Claus Strigel: "Die Produktion von einem Kinderfilm, wie wir ihn machen, ist sicher völlig anders als ein Film mit lauter Profis, also erwachsenen Schauspielern. Einige Mitarbeiter von uns haben teilweise auch ziemlich gestaunt und sich erst einmal an die Produktionsbedingungen, die doch sehr durch die Kinder bestimmt wurden, gewöhnen müssen. Aber trotzdem ist es so, dass die Kinder sich auch in die organisatorischen Notwendigkeiten – wie zum Beispiel dass das Schulgebäude nur begrenzt zugänglich war – ganz bewundernswert eingefügt haben. Es gab ein Entgegenkommen von beiden Seiten. Was mich wirklich beeindruckt hat, ist, dass sowohl von den 25 Jugendlichen aus der Klasse als auch von den bis zu 70 Jugendlichen, die ansonsten in der Schule mitgespielt haben, nie einer zu spät gekommen ist oder gefehlt hat in den 30 Drehtagen. Obwohl wir uns durch Verschiebungen oft um Stunden oder sogar halbe Tage verspätet haben. Die Jugendlichen waren immer da."
Bertram Verhaag: "Ja, wir haben versucht, uns nach den Notwendigkeiten und dem Rhythmus der Kinder zu richten. Ich würde sagen, das ist uns auch gelungen und zwischen uns ist ein sehr gutes Verhältnis entstanden. Das hat dazu geführt, dass sie mit sehr großer Bereitwilligkeit mitgemacht haben, obwohl sie wirklich extrem beansprucht worden sind, einfach durch die Hitze, dass sie nicht zum Baden gehen konnten usw. Eine Szene zehnmal zu wiederholen, ist schon eine immense Anstrengung für ein Kind, ganz anders als für einen Schauspieler, der darauf eingestellt ist und es als seine Arbeit begreift."
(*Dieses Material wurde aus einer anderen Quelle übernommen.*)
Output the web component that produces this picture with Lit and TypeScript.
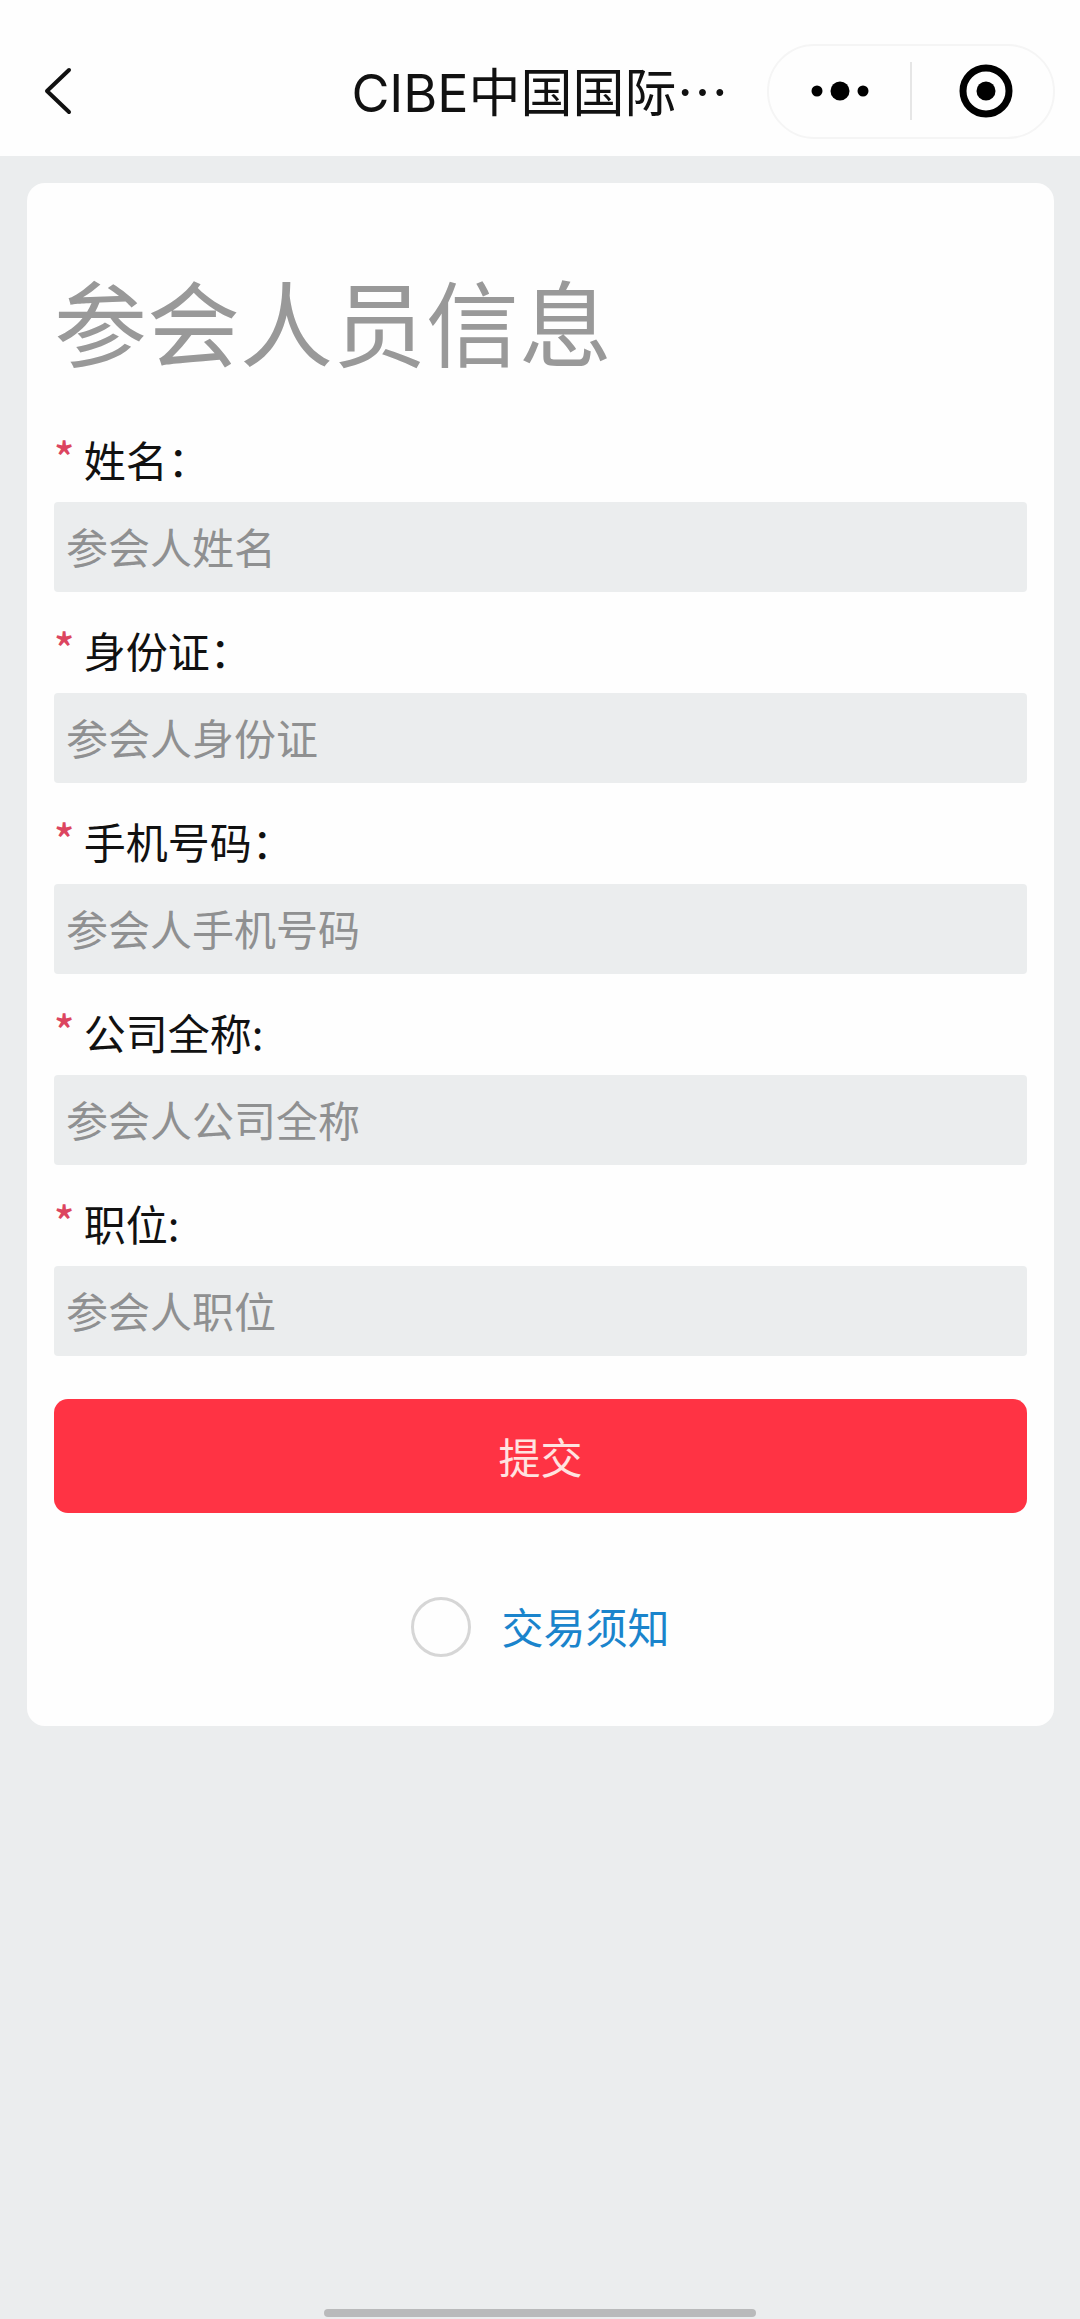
import { LitElement, html, css, svg } from "lit";
import { customElement, property } from "lit/decorators.js";

interface Field {
  id: string;
  label: string;
  placeholder: string;
  type: string;
}

const FIELDS: Field[] = [
  { id: "name", label: "姓名：", placeholder: "参会人姓名", type: "text" },
  { id: "id-card", label: "身份证：", placeholder: "参会人身份证", type: "text" },
  { id: "phone", label: "手机号码：", placeholder: "参会人手机号码", type: "tel" },
  { id: "company", label: "公司全称:", placeholder: "参会人公司全称", type: "text" },
  { id: "position", label: "职位:", placeholder: "参会人职位", type: "text" },
];

const chevron = svg`<path d="M25 3 L3 24 L25 45" fill="none" stroke="#111" stroke-width="4" stroke-linecap="round" stroke-linejoin="round"/>`;
const dots = svg`<circle cx="7" cy="27" r="5.5"/><circle cx="30" cy="27" r="9.5"/><circle cx="53" cy="27" r="5.5"/>`;
const target = svg`<circle cx="27" cy="27" r="23" fill="none" stroke="#000" stroke-width="7"/><circle cx="27" cy="27" r="9.5"/>`;

@customElement("nav-header")
class NavHeader extends LitElement {
  static styles = css`
    :host {
      display: grid;
      grid-template-columns: 1fr auto 1fr;
      align-items: center;
      box-sizing: border-box;
      height: 156px;
      padding: 26px 25px 0;
      background: #fefefe;
    }
    button {
      display: flex;
      align-items: center;
      justify-content: center;
      padding: 0;
      border: 0;
      background: none;
      cursor: pointer;
    }
    svg {
      display: block;
    }
    .back {
      justify-self: start;
      padding-left: 19px;
    }
    .title {
      margin: 0;
      padding-top: 2px;
      font-size: 52px;
      font-weight: 400;
      line-height: 76px;
      color: #111;
      white-space: nowrap;
    }
    .latin {
      font-family: Inter, sans-serif;
    }
    .capsule {
      display: grid;
      grid-template-columns: 1fr 2px 1fr;
      align-items: center;
      justify-self: end;
      box-sizing: border-box;
      width: 288px;
      height: 95px;
      border: 2px solid #f5f5f5;
      border-radius: 48px;
    }
    .divider {
      height: 58px;
      background: #e6e6e6;
    }
    .close {
      padding-left: 6px;
    }
  `;

  render() {
    return html`
      <button class="back" aria-label="返回">
        <svg width="28" height="48" viewBox="0 0 28 48">${chevron}</svg>
      </button>
      <h1 class="title"><span class="latin">CIBE</span>中国国际…</h1>
      <div class="capsule">
        <button aria-label="更多">
          <svg width="60" height="54" viewBox="0 0 60 54">${dots}</svg>
        </button>
        <span class="divider"></span>
        <button class="close" aria-label="关闭">
          <svg width="54" height="54" viewBox="0 0 54 54">${target}</svg>
        </button>
      </div>
    `;
  }
}

@customElement("form-field")
class FormField extends LitElement {
  @property({ attribute: false }) field!: Field;

  static styles = css`
    :host {
      display: flex;
      flex-direction: column;
      gap: 13px;
    }
    .label {
      font-size: 42px;
      line-height: 60px;
      color: #111;
    }
    .star {
      font-weight: 500;
      line-height: 1;
      vertical-align: 3px;
      color: #dc4560;
    }
    .input {
      box-sizing: border-box;
      width: 100%;
      height: 90px;
      margin: 0;
      padding: 0 12px 3px;
      border: 0;
      border-radius: 4px;
      background: #ebedee;
      font: inherit;
      font-size: 42px;
      color: #111;
    }
    .input::placeholder {
      color: #8f9091;
      opacity: 1;
    }
  `;

  render() {
    const f = this.field;
    return html`
      <label class="label" for=${f.id}><span class="star">*</span> ${f.label}</label>
      <input class="input" id=${f.id} name=${f.id} type=${f.type} placeholder=${f.placeholder} required />
    `;
  }
}

@customElement("app-root")
class AppRoot extends LitElement {
  static styles = css`
    :host {
      display: flex;
      flex-direction: column;
      min-height: 100vh;
      background: #ebedee;
      font-family: "Noto Sans CJK SC", sans-serif;
    }
    .card {
      margin: 27px 26px 27px 27px;
      padding: 81px 27px 69px;
      border-radius: 18px;
      background: #fefefe;
    }
    .heading {
      margin: 0 0 53px;
      font-size: 93px;
      font-weight: 400;
      line-height: 112px;
      color: #999;
    }
    .fields {
      display: flex;
      flex-direction: column;
      gap: 28px;
    }
    .submit {
      display: block;
      width: 100%;
      height: 114px;
      margin: 43px 0 84px;
      padding: 0 0 2px;
      border: 0;
      border-radius: 14px;
      background: #ff3344;
      font: inherit;
      font-size: 42px;
      color: #ffe3e0;
      cursor: pointer;
    }
    .agree {
      display: flex;
      align-items: center;
      justify-content: center;
      gap: 30px;
    }
    .radio {
      appearance: none;
      box-sizing: border-box;
      width: 60px;
      height: 60px;
      margin: 0;
      border: 3px solid #d6d6d6;
      border-radius: 50%;
    }
    .radio:checked {
      background: #ff3344;
    }
    .link {
      padding-bottom: 2px;
      font-size: 42px;
      line-height: 58px;
      color: #1a84cc;
      text-decoration: none;
    }
    .home {
      width: 40%;
      height: 8px;
      margin: auto auto 2px;
      border-radius: 4px;
      background: #b9babb;
    }
  `;

  render() {
    return html`
      <nav-header></nav-header>
      <main class="card">
        <h2 class="heading">参会人员信息</h2>
        <form @submit=${(e: Event) => e.preventDefault()}>
          <div class="fields">
            ${FIELDS.map((f) => html`<form-field .field=${f}></form-field>`)}
          </div>
          <button class="submit" type="submit">提交</button>
          <div class="agree">
            <input class="radio" type="radio" id="agree" name="agree" aria-labelledby="terms" />
            <a class="link" id="terms" href="#terms">交易须知</a>
          </div>
        </form>
      </main>
      <div class="home"></div>
    `;
  }
}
Nun mehr zum Inhalt von "Echt tu matsch". Euer Film arbeitet mit einer Rollenverkehrung zwischen Schülern und Lehrern, wobei die Schüler zum Teil ganz knallhart die klassischen Repressionen der Schule übernehmen und sie gegen ihre Lehrer verwenden. Warum habt ihr diese Form gewählt?
Claus Strigel: "Ein ganz äußerlicher Grund ist der, dass es ein stinklangweiliger Film wäre, wenn wir nur eine positive Utopie einer alternativen Schule, von freiem Lernen etc. gemacht hätten. Wir wollten eine Geschichte erzählen, eine spannende Geschichte. Da ist eben der Machtkampf und auch die Ausweglosigkeit, in die der arme Direktor gerät, wesentliches und emotionales Element der Geschichte.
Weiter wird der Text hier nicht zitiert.